There's a lack of unified vision, and everybody's always looking for that bright, shiny penny to fix issues. However, they still have to understand how to bring that solution in and have it work optimally with the current stack and company goals.
If they can operate under one unified vision and work cooperatively, they can achieve the efficiencies and effectiveness that companies aspire to achieve.
Some companies are doing it better than others, and some are doing it poorly. Most of the time, they're doing poorly because there's a lack of leadership or vision at the executive level.
Lastly, they bring in the big four consulting companies to solve that dysfunction. Whoever it is, they have a process and methodology to sort through everything and get departments talking, working together, and get companies on the same page- goals wise and technology wise."
Q.You've seen a lot of things in loyalty but what's one loyalty experience positive or negative that has had a major impact on you?
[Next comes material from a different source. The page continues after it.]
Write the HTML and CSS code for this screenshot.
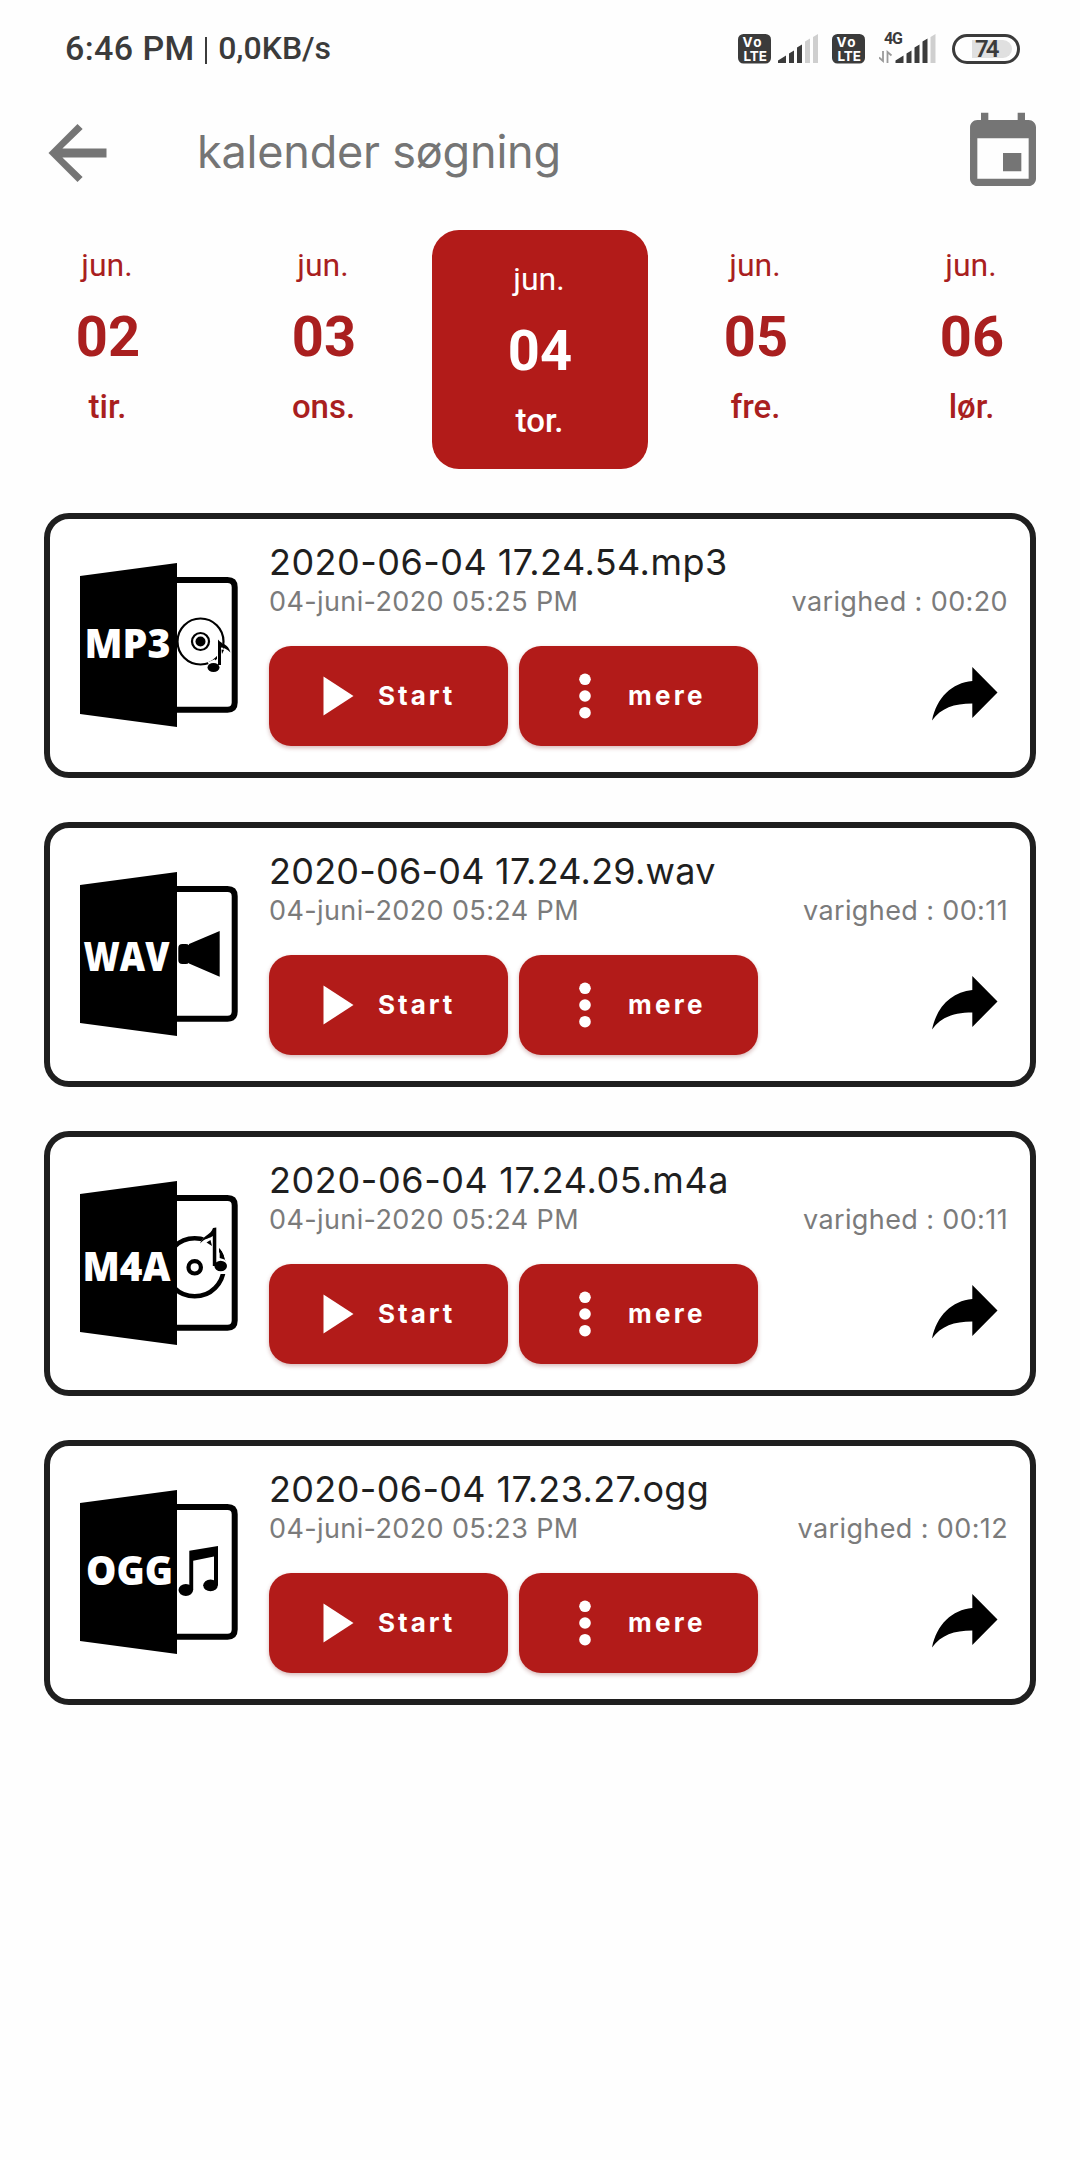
FILE: index.html
```
<!DOCTYPE html>
<html lang="da">
<head>
<meta charset="utf-8">
<title>kalender søgning</title>
<link rel="stylesheet" href="styles.css">
</head>
<body>
<svg class="defs" aria-hidden="true">
  <symbol id="door" viewBox="0 0 158 164">
    <path d="M90 17H147.500Q154.700 17 154.700 24.200V139.500Q154.700 146.700 147.500 146.700H90" fill="none" stroke="#000" stroke-width="6"/>
    <path d="M0 13L97 0V164L0 151Z"/>
  </symbol>
  <symbol id="play" viewBox="0 0 31 40"><path d="M.5 .5L30.500 20L.5 39.500Z" fill="#fff"/></symbol>
  <symbol id="dots" viewBox="0 0 12 46"><g fill="#fff"><circle cx="6" cy="6.300" r="5.800"/><circle cx="6" cy="23" r="5.800"/><circle cx="6" cy="39.700" r="5.800"/></g></symbol>
  <symbol id="share" viewBox="0 0 66 54"><path d="M65.500 25.500L40.300 0V14C20 16 5 30 0 53.500C9 41 22 36.500 40.300 36.500V51Z"/></symbol>
</svg>

<header class="status">
  <div class="status-left"><span class="clock">6:46 PM</span><span class="divider"></span><span class="speed">0,0KB/s</span></div>
  <div class="status-right">
    <svg class="volte" width="33" height="30" viewBox="0 0 33 30">
      <rect width="33" height="29.500" rx="5.500" fill="#3b3b3b"/>
      <text x="4.500" y="13" class="volte-text" textLength="19">Vo</text>
      <text x="5.500" y="26.500" class="volte-text" textLength="23.500">LTE</text>
    </svg>
    <svg class="signal" width="41" height="30" viewBox="0 0 41 30">
      <path fill="#3b3b3b" d="M0 29V26.500L8 21.500V29ZM11 29V19.500L16 16.500V29ZM19 29V13.500L24 10.500V29Z"/>
      <path fill="#cfcfcf" d="M27 29V7.500L32 4.500V29ZM35 29V3L40 0V29Z"/>
    </svg>
    <svg class="volte" width="33" height="30" viewBox="0 0 33 30">
      <rect width="33" height="29.500" rx="5.500" fill="#3b3b3b"/>
      <text x="4.500" y="13" class="volte-text" textLength="19">Vo</text>
      <text x="5.500" y="26.500" class="volte-text" textLength="23.500">LTE</text>
    </svg>
    <svg class="signal-4g" width="57" height="38" viewBox="0 -6 57 38">
      <text x="5" y="12" class="net" textLength="19">4G</text>
      <path d="M4 19V29L0 25.500M8.500 31V20L12.500 23.500" fill="none" stroke="#9a9a9a" stroke-width="1.800"/>
      <path fill="#3b3b3b" d="M16.500 31V28.500L24.500 23.500V31ZM27.500 31V21.500L32.500 18.500V31ZM35.500 31V15.500L40.500 12.500V31ZM43.500 31V9.500L48.500 6.500V31Z"/>
      <path fill="#cfcfcf" d="M51.500 31V5L56.500 2V31Z"/>
    </svg>
    <div class="battery"><span class="battery-value">74</span></div>
  </div>
</header>

<nav class="topbar">
  <svg class="topicon back" viewBox="0 0 24 24"><path d="M20 10.750H7.830l5.590-5.340L12 4l-8 8 8 8 1.410-1.410L7.830 13.250H20v-2.500z"/></svg>
  <h1 class="title">kalender søgning</h1>
  <svg class="topicon" viewBox="0 0 24 24"><path d="M17 12h-5v5h5v-5zM16 1v2H8V1H6v2H5c-1.110 0-1.990.9-1.990 2L3 19c0 1.100.89 2 2 2h14c1.100 0 2-.9 2-2V5c0-1.100-.9-2-2-2h-1V1h-2zm3 18H5V8h14v11z"/></svg>
</nav>

<section class="days">
  <div class="day"><span class="month">jun.</span><span class="num">02</span><span class="weekday">tir.</span></div>
  <div class="day"><span class="month">jun.</span><span class="num">03</span><span class="weekday">ons.</span></div>
  <div class="day selected"><span class="month">jun.</span><span class="num">04</span><span class="weekday">tor.</span></div>
  <div class="day"><span class="month">jun.</span><span class="num">05</span><span class="weekday">fre.</span></div>
  <div class="day"><span class="month">jun.</span><span class="num">06</span><span class="weekday">lør.</span></div>
</section>

<main class="list">
  <article class="card">
    <svg class="file" viewBox="0 0 158 164">
      <use href="#door"/>
      <text class="ext" x="4.500" y="94.500" textLength="86" lengthAdjust="spacingAndGlyphs">MP3</text>
      <circle cx="120.500" cy="78.500" r="23" fill="#fff" stroke="#000" stroke-width="2.200"/>
      <circle cx="120.500" cy="78.500" r="8.500" fill="none" stroke="#000" stroke-width="2.200"/>
      <circle cx="120.500" cy="78.500" r="5"/>
      <path d="M140 80V103M129 102L136 99" stroke="#fff" stroke-width="6"/>
      <path d="M138 76.500C142 82 148 80 150.500 89.500C147 86 143.500 84.500 141 84.500V102H138Z"/>
      <path d="M141.500 86.500L144 87L142 91Z"/>
      <ellipse cx="133.500" cy="104.500" rx="6" ry="4.600"/>
    </svg>
    <div class="info">
      <h2 class="name">2020-06-04 17.24.54.mp3</h2>
      <div class="meta"><span>04-juni-2020 05:25 PM</span><span>varighed : 00:20</span></div>
      <div class="actions">
        <button class="btn"><svg class="play"><use href="#play"/></svg>Start</button>
        <button class="btn more"><svg class="dots"><use href="#dots"/></svg>mere</button>
        <svg class="share"><use href="#share"/></svg>
      </div>
    </div>
  </article>

  <article class="card">
    <svg class="file" viewBox="0 0 158 164">
      <use href="#door"/>
      <text class="ext" x="3.500" y="98.500" textLength="86" lengthAdjust="spacingAndGlyphs">WAV</text>
      <rect x="98.300" y="72" width="11.500" height="20" rx="4"/>
      <path d="M109 72L139.700 59V104.700L109 91.500Z"/>
    </svg>
    <div class="info">
      <h2 class="name tight">2020-06-04 17.24.29.wav</h2>
      <div class="meta"><span>04-juni-2020 05:24 PM</span><span>varighed : 00:11</span></div>
      <div class="actions">
        <button class="btn"><svg class="play"><use href="#play"/></svg>Start</button>
        <button class="btn more"><svg class="dots"><use href="#dots"/></svg>mere</button>
        <svg class="share"><use href="#share"/></svg>
      </div>
    </div>
  </article>

  <article class="card">
    <svg class="file" viewBox="0 0 158 164">
      <circle cx="114.700" cy="86.300" r="29" fill="none" stroke="#000" stroke-width="4.600"/>
      <circle cx="114.700" cy="86.300" r="6.200" fill="none" stroke="#000" stroke-width="4.200"/>
      <path d="M119 63L127 52L135 47L139 60V71L150 86V93H139L132 84V68L124 66Z" fill="#fff"/>
      <path d="M139.700 68C142.500 71 144 74 144.500 78.500L139.700 77Z"/>
      <path d="M120 62.500C123 54 131 54 133 47L136.300 46.500V85H132.800V55C130 57.500 125 57 120 62.500Z"/>
      <path d="M126.500 61.500L130.500 59L132 65Z"/>
      <ellipse cx="140.700" cy="85" rx="6.300" ry="5.300"/>
      <use href="#door"/>
      <text class="ext" x="2.500" y="99.500" textLength="88" lengthAdjust="spacingAndGlyphs">M4A</text>
    </svg>
    <div class="info">
      <h2 class="name wide">2020-06-04 17.24.05.m4a</h2>
      <div class="meta"><span>04-juni-2020 05:24 PM</span><span>varighed : 00:11</span></div>
      <div class="actions">
        <button class="btn"><svg class="play"><use href="#play"/></svg>Start</button>
        <button class="btn more"><svg class="dots"><use href="#dots"/></svg>mere</button>
        <svg class="share"><use href="#share"/></svg>
      </div>
    </div>
  </article>

  <article class="card">
    <svg class="file" viewBox="0 0 158 164">
      <use href="#door"/>
      <text class="ext" x="6" y="94.500" textLength="87" lengthAdjust="spacingAndGlyphs">OGG</text>
      <path d="M109.300 60.700L138 56V95H134V66.500L113.200 70.700V100H109.300Z"/>
      <ellipse cx="105.800" cy="100" rx="7.300" ry="5.900"/>
      <ellipse cx="130.500" cy="95.300" rx="7.300" ry="5.900"/>
    </svg>
    <div class="info">
      <h2 class="name snug">2020-06-04 17.23.27.ogg</h2>
      <div class="meta"><span>04-juni-2020 05:23 PM</span><span>varighed : 00:12</span></div>
      <div class="actions">
        <button class="btn"><svg class="play"><use href="#play"/></svg>Start</button>
        <button class="btn more"><svg class="dots"><use href="#dots"/></svg>mere</button>
        <svg class="share"><use href="#share"/></svg>
      </div>
    </div>
  </article>
</main>
</body>
</html>
```
FILE: styles.css
```
* { box-sizing: border-box; }
body {
  margin: 0;
  min-height: 2160px;
  background: #fefefe;
  font-family: Inter, "Liberation Sans", sans-serif;
}
svg { display: block; flex: none; }
.defs { position: absolute; width: 0; height: 0; }

.status {
  display: flex;
  justify-content: space-between;
  align-items: center;
  height: 97px;
  padding: 0 60px 0 65px;
  color: #3b3b3b;
  font-family: Roboto, sans-serif;
  font-weight: 500;
}
.status-left { display: flex; align-items: center; }
.clock { font-size: 34px; letter-spacing: .4px; line-height: 97px; }
.divider { width: 2.5px; height: 27px; margin: 4px 11px 0 10px; background: #3b3b3b; }
.speed { font-size: 32px; line-height: 97px; }
.status-right { display: flex; align-items: center; }
.volte-text { font: 700 13.5px Inter, sans-serif; fill: #fff; }
.net { font: 700 16px Roboto, sans-serif; fill: #3b3b3b; }
.signal { margin: 0 13px 0 7px; }
.signal-4g { margin: -8px 16px 0 14.500px; }
.battery {
  width: 68px;
  height: 30px;
  padding: 3px 5px 3px 17px;
  border: 3px solid #3b3b3b;
  border-radius: 15px;
}
.battery-value {
  display: block;
  height: 18px;
  padding-left: 3px;
  border-radius: 0 9px 9px 0;
  background: #e0e0e0;
  font-size: 24px;
  letter-spacing: -3px;
  line-height: 19px;
  font-weight: 600;
}

.topbar {
  display: flex;
  align-items: center;
  height: 88px;
  margin: 12px 33px 0 34px;
}
.topicon { width: 88px; height: 88px; fill: #757575; }
.back { width: 87px; }
.title {
  flex: 1;
  margin: 0;
  padding: 0 0 2px 76px;
  font-size: 45px;
  font-weight: 400;
  line-height: 60px;
  letter-spacing: -.2px;
  color: #757575;
}

.days {
  display: grid;
  grid-template-columns: repeat(5, 216px);
  height: 239px;
  margin-top: 33px;
  color: #a91f1f;
  font-family: Roboto, sans-serif;
  text-align: center;
}
.day { display: flex; flex-direction: column; padding-top: 16px; }
.month { padding-right: 2px; font-size: 32px; line-height: 38px; }
.num { margin: 20px 0 18px; font-size: 56px; font-weight: 700; line-height: 66px; }
.weekday { padding-right: 1px; font-size: 33px; font-weight: 500; line-height: 38px; }
.selected { padding-top: 30px; border-radius: 27px; background: #b21b19; color: #fff; }

.list { display: flex; flex-direction: column; gap: 44px; padding: 44px 44px 0; }
.card {
  display: flex;
  gap: 31px;
  height: 265px;
  padding: 21px 22px 0 30px;
  border: 6px solid #1f1f1f;
  border-radius: 25px;
  background: #fff;
}
.file { width: 158px; height: 164px; margin-top: 23px; }
.ext { font: 800 41px "Open Sans", sans-serif; fill: #fff; }
.info { flex: 1; }
.name {
  margin: 0;
  font-size: 36px;
  font-weight: 400;
  line-height: 44px;
  letter-spacing: .47px;
  color: #1f1f1f;
}
.name.tight { letter-spacing: .23px; }
.name.wide { letter-spacing: .6px; }
.name.snug { letter-spacing: .35px; }
.meta {
  display: flex;
  justify-content: space-between;
  margin-top: 1px;
  font-size: 27px;
  line-height: 34px;
  letter-spacing: .38px;
  color: #7b7b7b;
}
.actions { display: flex; align-items: center; margin-top: 27px; }
.btn {
  display: flex;
  align-items: center;
  gap: 24px;
  width: 239px;
  height: 100px;
  margin: 0 11px 0 0;
  padding: 0 0 0 54px;
  border: 0;
  border-radius: 22px;
  background: #b21b19;
  box-shadow: 0 2px 4px rgba(120, 20, 20, .3);
  color: #fff;
  font: 700 26px/32px Inter, sans-serif;
  letter-spacing: 3px;
}
.btn.more { gap: 37px; padding-left: 60px; letter-spacing: 3.3px; }
.play { width: 31px; height: 40px; }
.dots { width: 12px; height: 46px; }
.share { width: 66px; height: 54px; margin: 0 10px 4px auto; }
```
A. "I would say the most recent experience was taking out the Verizon Visa card for the first time. It's a beautiful card, heavy, and feels like quality. The packaging was gorgeous. It was in this beautiful black box, and it was like you were opening up a gift from Tiffany's, except the box was black and not iconic egg blue.
The experience of receiving the card was positive and impactful, and the overall benefits and point transfers fit my current lifestyle. For example, today I don't need more airline miles.
I would say that one of my most rewarding experiences, at least in the last two years, is switching over to that co-branded Visa card and earning enough cash back to pay for my next cellular phone at a corporate Verizon store."
Close of Business
As Slavick explained, loyalty programs can be composed of many different factors. Above all, however, your company must have the same vision for your customer loyalty program. Getting on that same page involves working together and figuring out how to get the most out of your data to provide customers with a valuable program.
And with that, we're now in business!